▶ **SHORT EXERCISE**: Review the listing and copy each line that holds the word "picture".
________________________________________
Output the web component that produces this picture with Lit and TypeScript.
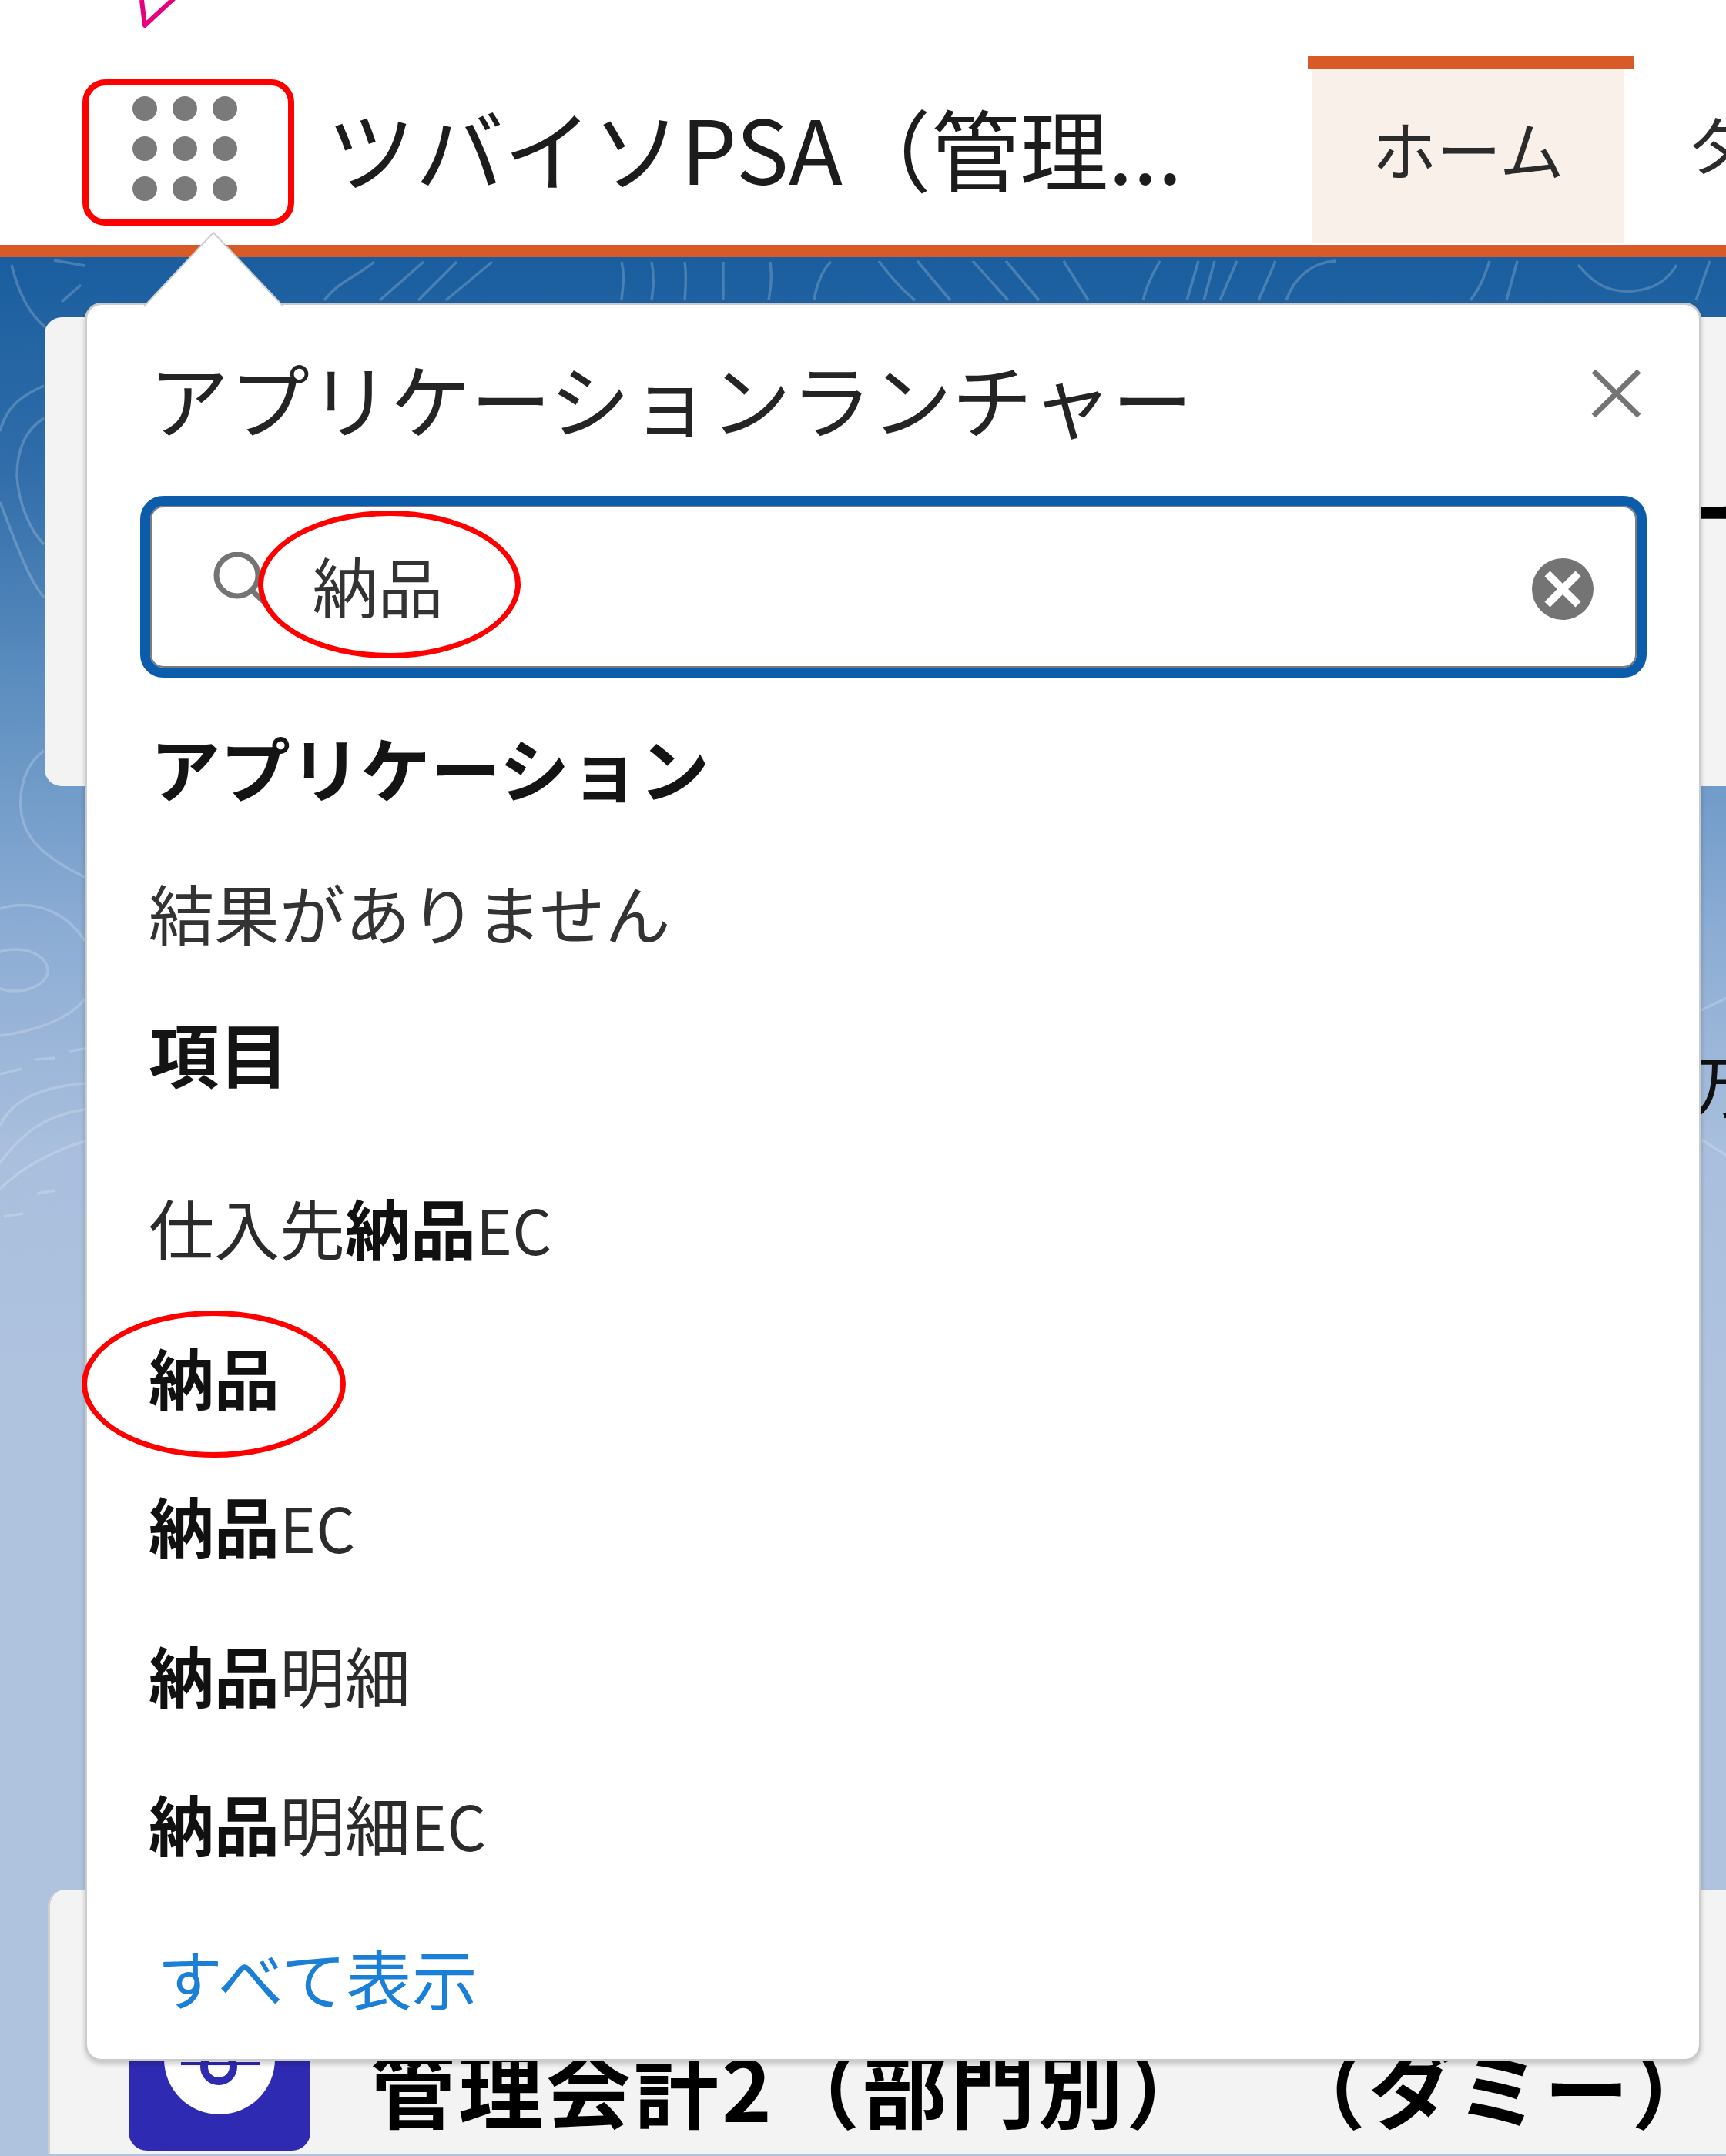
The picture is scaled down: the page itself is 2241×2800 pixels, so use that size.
import { LitElement, html, css, svg } from "lit";
import { customElement } from "lit/decorators.js";

const CONTOURS = [
  "M15 344C25 385 40 410 60 426",
  "M57 501C25 515 8 530 0 560",
  "M0 652C15 690 35 750 57 776",
  "M57 543C30 560 22 590 22 618C24 655 40 690 57 707",
  "M57 975C35 990 25 1020 27 1050C30 1090 60 1115 110 1139",
  "M0 1180C50 1165 90 1190 110 1222",
  "M110 1297C90 1325 40 1340 0 1345",
  "M0 1462C15 1430 50 1412 110 1407",
  "M0 1510C30 1470 60 1448 110 1441",
  "M0 1544C30 1515 65 1496 110 1482",
  "M0 1395L28 1388M45 1376L72 1374M90 1365L110 1362",
  "M5 1580L30 1576M48 1550L72 1546",
  "M421 390C440 365 462 360 486 340",
  "M493 390L550 340M543 390L593 340M579 390L639 340",
  "M807 340C812 360 808 375 807 390M846 340C850 360 848 375 846 390",
  "M889 340C892 360 890 375 889 390M939 340L939 390M1000 340C1003 365 1000 375 998 390",
  "M1057 390C1060 370 1068 350 1079 340",
  "M1141 339C1155 358 1170 375 1188 390M1191 339L1234 390M1263 339L1309 390M1306 339L1349 390M1381 339L1413 390",
  "M1484 390C1490 365 1500 350 1506 339M1541 390L1556 339M1563 390L1577 339M1584 390L1606 339M1634 390L1656 339",
  "M1670 390C1680 360 1705 340 1734 339",
  "M1909 390C1925 370 1930 350 1934 339M1956 390L1970 339",
  "M2049 344C2070 370 2090 380 2120 378C2145 376 2165 365 2177 344",
  "M2202 390L2220 339",
  "M2209 1312L2241 1296M2209 1480L2241 1500",
  "M110 345L70 338M80 392L105 370",
];

@customElement("app-root")
export class AppRoot extends LitElement {
  static styles = css`
    :host {
      display: block;
      position: relative;
      width: 2241px;
      height: 2800px;
      overflow: hidden;
      background: #fff;
      color: #181818;
      font-family: "Noto Sans CJK JP", "Noto Sans", sans-serif;
    }
    .mark { position: absolute; left: 175px; top: 0; }

    .header {
      display: flex;
      align-items: flex-start;
      height: 318px;
      border-bottom: 16px solid #d85a26;
      overflow: hidden;
      white-space: nowrap;
    }
    .launcher {
      flex: none;
      box-sizing: border-box;
      width: 275px;
      height: 190px;
      margin: 103px 0 0 107px;
      padding: 0 9px 10px 0;
      border: 8px solid #ff0000;
      border-radius: 30px;
      display: grid;
      grid-template-columns: repeat(3, 32px);
      grid-auto-rows: 32px;
      gap: 20px;
      justify-content: center;
      align-content: center;
    }
    .dot { border-radius: 50%; background: #7a7a7a; }
    .app-title {
      flex: none;
      width: 1274px;
      margin: 110px 0 0 42px;
      font-size: 115px;
      line-height: 160px;
      color: #1c1c1c;
    }
    .tab {
      flex: none;
      width: 423px;
      height: 245px;
      margin-top: 73px;
      border-top: 16px solid #d85a26;
      box-sizing: border-box;
      padding: 0 12px 3px 5px;
      display: flex;
    }
    .tab-body {
      flex: 1;
      display: flex;
      align-items: center;
      justify-content: center;
      padding-bottom: 20px;
      background: #faf0ea;
      font-size: 84px;
      line-height: 100px;
      color: #2b2b2b;
    }
    .tab-next {
      flex: none;
      margin: 136px 0 0 69px;
      font-size: 84px;
      line-height: 100px;
      color: #2b2b2b;
    }

    .main {
      position: relative;
      height: 2466px;
      background: linear-gradient(
        180deg,
        #1a5e9f 0,
        #2f6ca9 266px,
        #5e8fc0 566px,
        #8bacd4 866px,
        #a9bfdd 1166px,
        #afc3df 1466px
      );
      overflow: hidden;
    }
    .contours { position: absolute; inset: 0; }
    .cards {
      position: relative;
      display: flex;
      flex-direction: column;
      padding-top: 78px;
    }
    .card {
      box-sizing: border-box;
      background: #f3f3f3;
      border-radius: 22px 0 0 22px;
    }
    .card-top {
      margin-left: 58px;
      height: 609px;
      display: flex;
      justify-content: flex-end;
      overflow: hidden;
    }
    .dash {
      margin: 173px -18px 0 0;
      font-size: 108px;
      line-height: 150px;
      font-weight: 700;
      color: #000;
    }
    .note {
      height: 1433px;
      display: flex;
      justify-content: flex-end;
      overflow: hidden;
    }
    .note-glyph {
      margin: 330px -42px 0 0;
      font-size: 90px;
      line-height: 110px;
      color: #111;
    }
    .card-bottom {
      margin-left: 62px;
      height: 344px;
      border-left: 3px solid #d0d0d0;
      border-radius: 22px 0 0 0;
      display: flex;
      align-items: flex-end;
      padding: 0 0 5px 102px;
    }
    .app-icon { flex: none; display: block; }
    .card-name {
      flex: none;
      margin: 0 0 20px 78px;
      font-size: 110px;
      line-height: 130px;
      font-weight: 700;
      letter-spacing: 4px;
      color: #000;
      white-space: pre;
    }

    .pointer { position: absolute; left: 180px; top: 298px; z-index: 2; }
    .panel {
      position: absolute;
      left: 110px;
      top: 393px;
      box-sizing: border-box;
      width: 2099px;
      height: 2284px;
      background: #fff;
      border: 3px solid #cbcbcb;
      border-radius: 22px;
      box-shadow: 0 4px 6px rgba(0, 0, 0, 0.18);
      display: flex;
      flex-direction: column;
    }
    .panel-head {
      height: 248px;
      display: flex;
      justify-content: space-between;
      align-items: flex-start;
      padding: 45px 75px 0 80px;
      box-sizing: border-box;
    }
    .panel-title { font-size: 104.5px; line-height: 150px; color: #242424; white-space: nowrap; }
    .close { display: block; margin-top: 39px; }
    .search {
      box-sizing: border-box;
      height: 236px;
      margin: 0 68px 0 69px;
      border: 13px solid #0b5cab;
      border-radius: 30px;
      box-shadow: inset 0 0 0 2px #7c7c7c;
      display: flex;
      align-items: center;
      padding-left: 82px;
      padding-right: 56px;
    }
    .search-icon { flex: none; display: block; margin-top: -12px; }
    .value {
      flex: none;
      box-sizing: border-box;
      width: 341px;
      height: 192px;
      margin: -6px 0 0 -23px;
      padding-right: 30px;
      border: 7px solid #ff0000;
      border-radius: 50%;
      background: #fff;
      display: flex;
      align-items: center;
      justify-content: center;
      font-size: 85px;
      line-height: 100px;
      color: #333;
      position: relative;
    }
    .clear { display: block; margin: 5px 0 0 auto; }
    .row { height: 100px; line-height: 100px; padding-left: 80px; white-space: nowrap; }
    .heading { font-size: 91px; font-weight: 700; color: #141414; }
    .h-apps { margin-top: 65px; padding-left: 82px; }
    .empty { margin-top: 89px; font-size: 85px; color: #333; }
    .h-items { margin-top: 82px; }
    .list { margin-top: 127px; display: flex; flex-direction: column; gap: 93.6px; }
    .item { font-size: 85px; color: #2b2b2b; }
    .item b { font-weight: 700; color: #111; }
    .ec { font-size: 80px; }
    .picked { position: relative; }
    .picked::before {
      content: "";
      position: absolute;
      left: -7px;
      top: -35px;
      box-sizing: border-box;
      width: 343px;
      height: 191px;
      border: 7px solid #ff0000;
      border-radius: 50%;
    }
    .all {
      margin-top: 100px;
      padding-left: 91px;
      font-size: 85px;
      color: #1b7fd6;
    }
  `;

  private items() {
    const ec = html`<span class="ec">EC</span>`;
    return html`
      <div class="list">
        <div class="row item">仕入先<b>納品</b>${ec}</div>
        <div class="row item picked"><b>納品</b></div>
        <div class="row item"><b>納品</b>${ec}</div>
        <div class="row item"><b>納品</b>明細</div>
        <div class="row item"><b>納品</b>明細${ec}</div>
      </div>
    `;
  }

  render() {
    return html`
      <header class="header">
        <div class="launcher">
          ${Array.from({ length: 9 }, () => html`<span class="dot"></span>`)}
        </div>
        <div class="app-title">ツバイソPSA（管理...</div>
        <div class="tab"><div class="tab-body">ホーム</div></div>
        <div class="tab-next">タ</div>
      </header>

      <svg class="mark" width="70" height="40" viewBox="0 0 70 40" fill="none">
        <path d="M9 0L13 33L55 -6" stroke="#e6007e" stroke-width="6" stroke-linejoin="round" />
      </svg>

      <main class="main">
        <svg class="contours" width="2241" height="2466" viewBox="0 334 2241 2466" fill="none">
          ${CONTOURS.map(
            (d) => svg`<path d=${d} stroke="#fff" stroke-opacity=".2" stroke-width="3.5" />`
          )}
          <ellipse cx="20" cy="1260" rx="42" ry="27" stroke="#fff" stroke-opacity=".2" stroke-width="3.5" />
        </svg>
        <div class="cards">
          <div class="card card-top"><span class="dash">ー</span></div>
          <div class="note"><span class="note-glyph">万</span></div>
          <div class="card card-bottom">
            <svg class="app-icon" width="236" height="236" viewBox="0 0 236 236">
              <rect width="236" height="236" rx="24" fill="#2f2ab2" />
              <circle cx="118" cy="117" r="72" fill="#fff" />
              <path d="M68 123H170" stroke="#2f2ab2" stroke-width="4" />
              <circle cx="117" cy="127" r="19" fill="none" stroke="#2f2ab2" stroke-width="10" />
            </svg>
            <span class="card-name">管理会計2（部門別）   （ダミー）</span>
          </div>
        </div>
      </main>

      <svg class="pointer" width="196" height="104" viewBox="0 0 196 104">
        <path d="M7 100L97 4L188 100Z" fill="#fff" />
        <path d="M7 100L97 4L188 100" fill="none" stroke="#cfcfcf" stroke-width="2" />
      </svg>

      <section class="panel">
        <div class="panel-head">
          <div class="panel-title">アプリケーションランチャー</div>
          <svg class="close" width="65" height="62" viewBox="0 0 65 62">
            <path d="M3 2L62 60M62 2L3 60" stroke="#747474" stroke-width="7" fill="none" />
          </svg>
        </div>
        <div class="search">
          <svg class="search-icon" width="81" height="78" viewBox="0 0 81 78" fill="none">
            <circle cx="31" cy="30" r="27" stroke="#747474" stroke-width="7" />
            <path d="M50 50L78 76" stroke="#747474" stroke-width="7" />
          </svg>
          <div class="value">納品</div>
          <svg class="clear" width="80" height="80" viewBox="0 0 80 80">
            <circle cx="40" cy="40" r="40" fill="#747474" />
            <path d="M20 20L60 60M60 20L20 60" stroke="#fff" stroke-width="10" />
          </svg>
        </div>
        <div class="row heading h-apps">アプリケーション</div>
        <div class="row empty">結果がありません</div>
        <div class="row heading h-items">項目</div>
        ${this.items()}
        <div class="row all">すべて表示</div>
      </section>
    `;
  }
}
________________________________________
▶ **RESULT BELOW**:
Output the web component that produces this picture with Lit and TypeScript.
The picture is scaled down: the page itself is 2241×2800 pixels, so use that size.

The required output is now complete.